A evolução dos processos e o carácter das pessoas fizeram com que Espanha tivesse um setor industrial suíno extremamente eficiente. Esta eficiência é um dos pilares que explica o sucesso do setor como um todo.
Passos gigantescos também foram dados em relação à produção. Os grandes integradores perceberam que precisavam ter suas próprias matrizes e as conseguiram. A gestão e a sanidade profissionalizaram-se, aprenderam com os países mais avançados e, sobretudo, adquiriu-se a disciplina de fazer bem. A eficiência e o profissionalismo dos suinocultores espanhóis é outra pedra angular que explica o sucesso do setor espanhol como um todo.

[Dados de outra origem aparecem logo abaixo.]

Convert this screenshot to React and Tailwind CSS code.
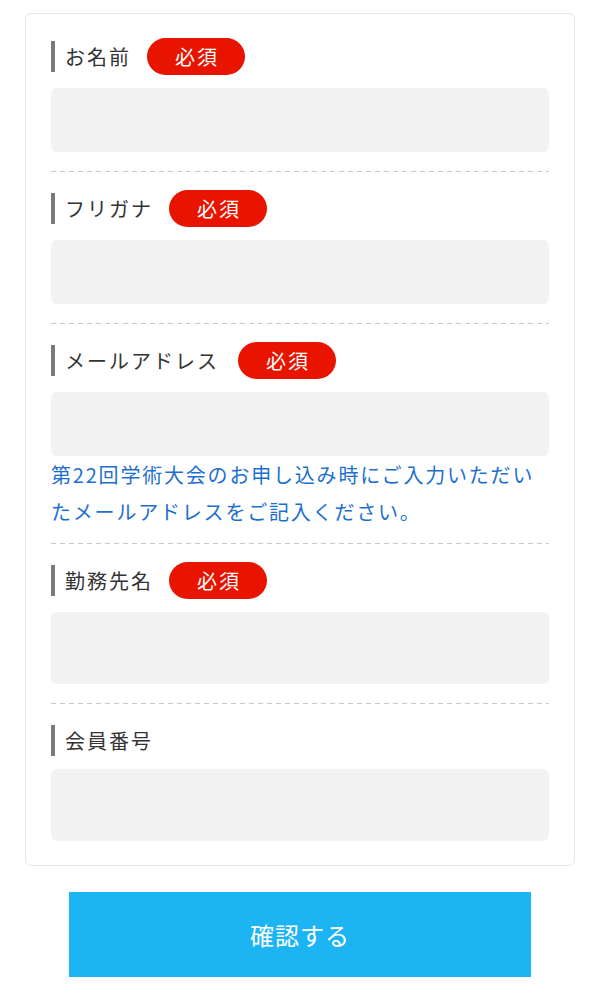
import React from "react";

const font = { fontFamily: '"Noto Sans CJK JP", "Noto Sans", sans-serif' };

function Badge() {
  return (
    <span className="ml-4 flex h-[37px] w-[98px] items-center justify-center rounded-full bg-[#e81400] pl-[2px] text-[20px] tracking-[2px] text-white">
      必須
    </span>
  );
}

function Label({ text, required, extra }) {
  return (
    <div className="flex h-[37px] items-center">
      <span className="h-[31px] w-[4px] bg-[#7a7a7a]" />
      <span className={`ml-[10px] text-[20px] tracking-[2px] text-[#333333] ${extra ? "mr-[3px]" : ""}`}>{text}</span>
      {required && <Badge />}
    </div>
  );
}

function Divider({ top = 19 }) {
  return (
    <div
      className={`${top === 13 ? "mt-[13px]" : "mt-[19px]"} mb-[18px] h-px bg-[repeating-linear-gradient(to_right,#c9c9c9_0_5px,transparent_5px_9px)]`}
    />
  );
}

export default function App() {
  return (
    <div className="min-h-[1000px] w-[600px] bg-white" style={font}>
      <div className="pt-[13px]">
        <div className="mx-[25px] rounded-[6px] border border-[#e6e6e6] px-[25px] pt-[24px] pb-[24px]">
          <Label text="お名前" required />
          <div className="mt-[13px] h-[64px] rounded-[6px] bg-[#f2f2f2]" />
          <Divider />

          <Label text="フリガナ" required />
          <div className="mt-[13px] h-[64px] rounded-[6px] bg-[#f2f2f2]" />
          <Divider />

          <Label text="メールアドレス" required extra />
          <div className="mt-[13px] h-[64px] rounded-[6px] bg-[#f2f2f2]" />
          <p className="text-[20px] leading-[37px] tracking-[1.8px] text-[#1d6fcf]">
            第22回学術大会のお申し込み時にご入力いただい
            <br />
            たメールアドレスをご記入ください。
          </p>
          <Divider top={13} />

          <Label text="勤務先名" required />
          <div className="mt-[13px] h-[72px] rounded-[6px] bg-[#f2f2f2]" />
          <Divider />

          <Label text="会員番号" />
          <div className="mt-[10px] h-[72px] rounded-[6px] bg-[#f2f2f2]" />
        </div>
      </div>
      <div className="mx-auto mt-[26px] flex h-[85px] w-[462px] items-center justify-center bg-[#1db4f3] text-[24px] tracking-[1px] text-white">
        確認する
      </div>
    </div>
  );
}
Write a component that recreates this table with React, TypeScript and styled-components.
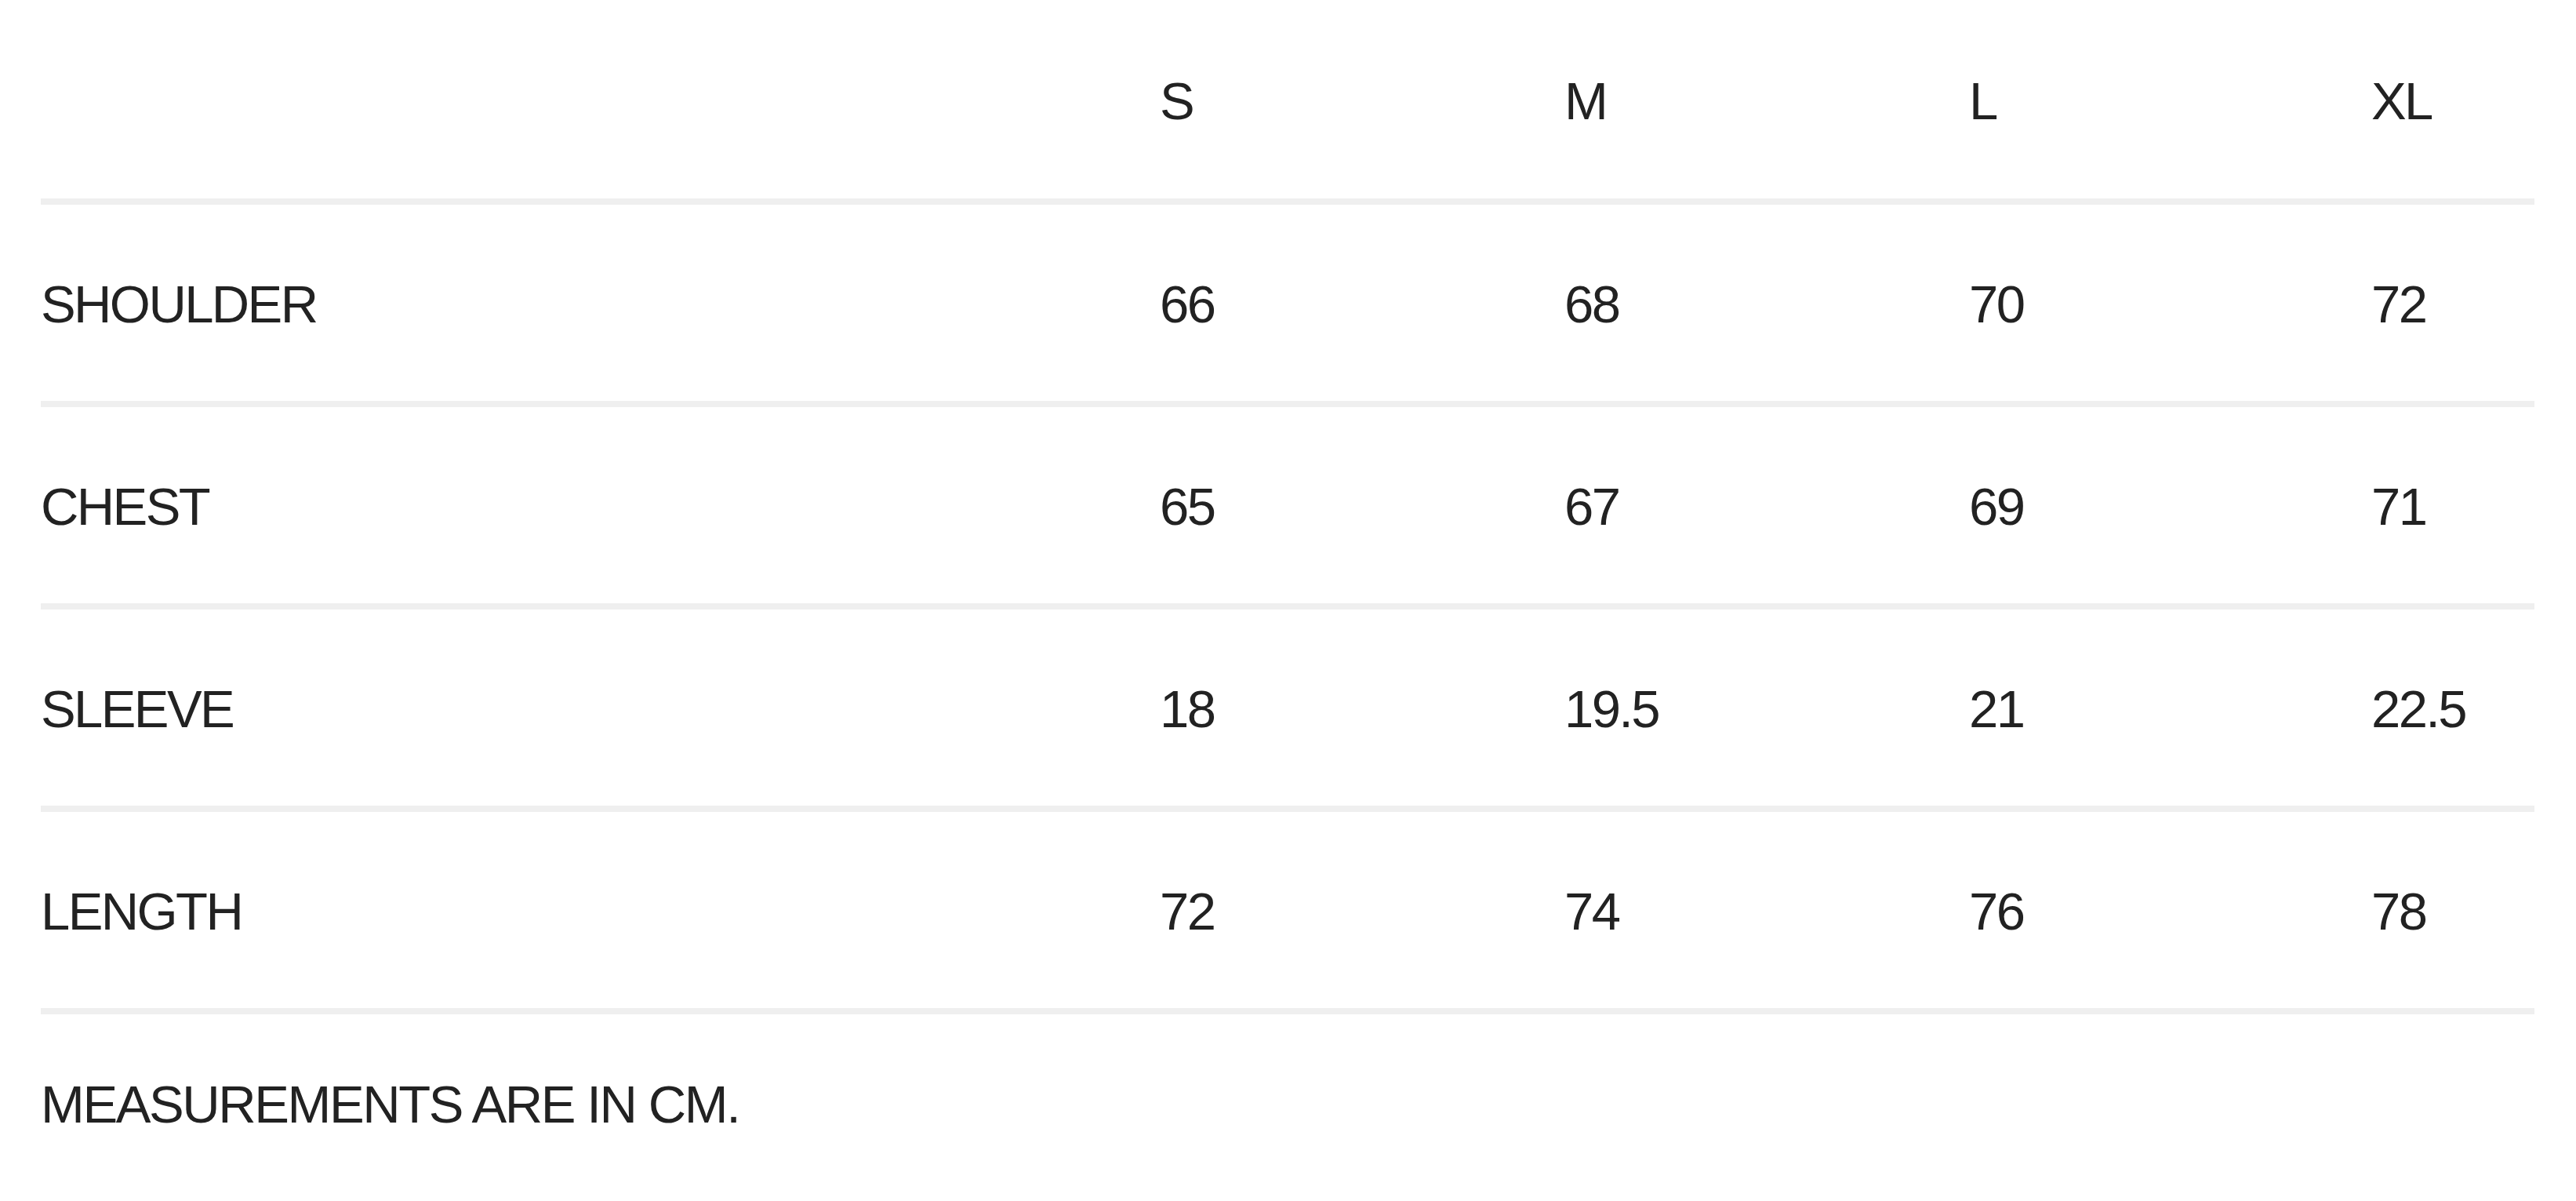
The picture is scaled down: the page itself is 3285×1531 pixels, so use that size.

Entendemos que os primeiros anos em que a Espanha conseguiu exportar foram de tentativa e erro. Tentativa e erro na maioria das vezes. Os operadores mais destacados perceberam que era preciso aprender com os melhores. E foi isso que fizeram: viajar para conhecer o mundo e experiências de sucesso em outros lugares. E adquirir know-how de processos industriais de quem o possuía.
Naqueles “primeiros anos” a verdade é que havia muitos fatores concomitantes ocultos que convergiram numa espiral de sucesso:
- A maior parte da reconversão no setor suíno tinha sido feita: os menos eficientes foram forçados a sair devido à implacabilidade do mercado. E os que permaneceram estavam prontos para o que fosse necessário.
- Os frigoríficos e unidades de processamento estavam entre os mais eficientes do mundo. O acesso ao mercado internacional foi uma formidável injeção econômica e de otimismo profissional; uma formidável alavanca de projeção para frente.
- O temperamento e o caráter da maioria dos gestores das empresas do setor eram adequados àquela época: adaptabilidade, flexibilidade, persistência, vontade de vencer, capacidade obsessiva de poupar e otimizar, resiliência... Todas qualidades presentes em qualquer empresa.
- A adesão à UE garantiu-nos que a Espanha jogasse de acordo com as mesmas regras que os parceiros comunitários. Fator igualitário que foi considerado como decisivo. Regulamentações legais de todos os tipos que vinculam todos os membros igualmente.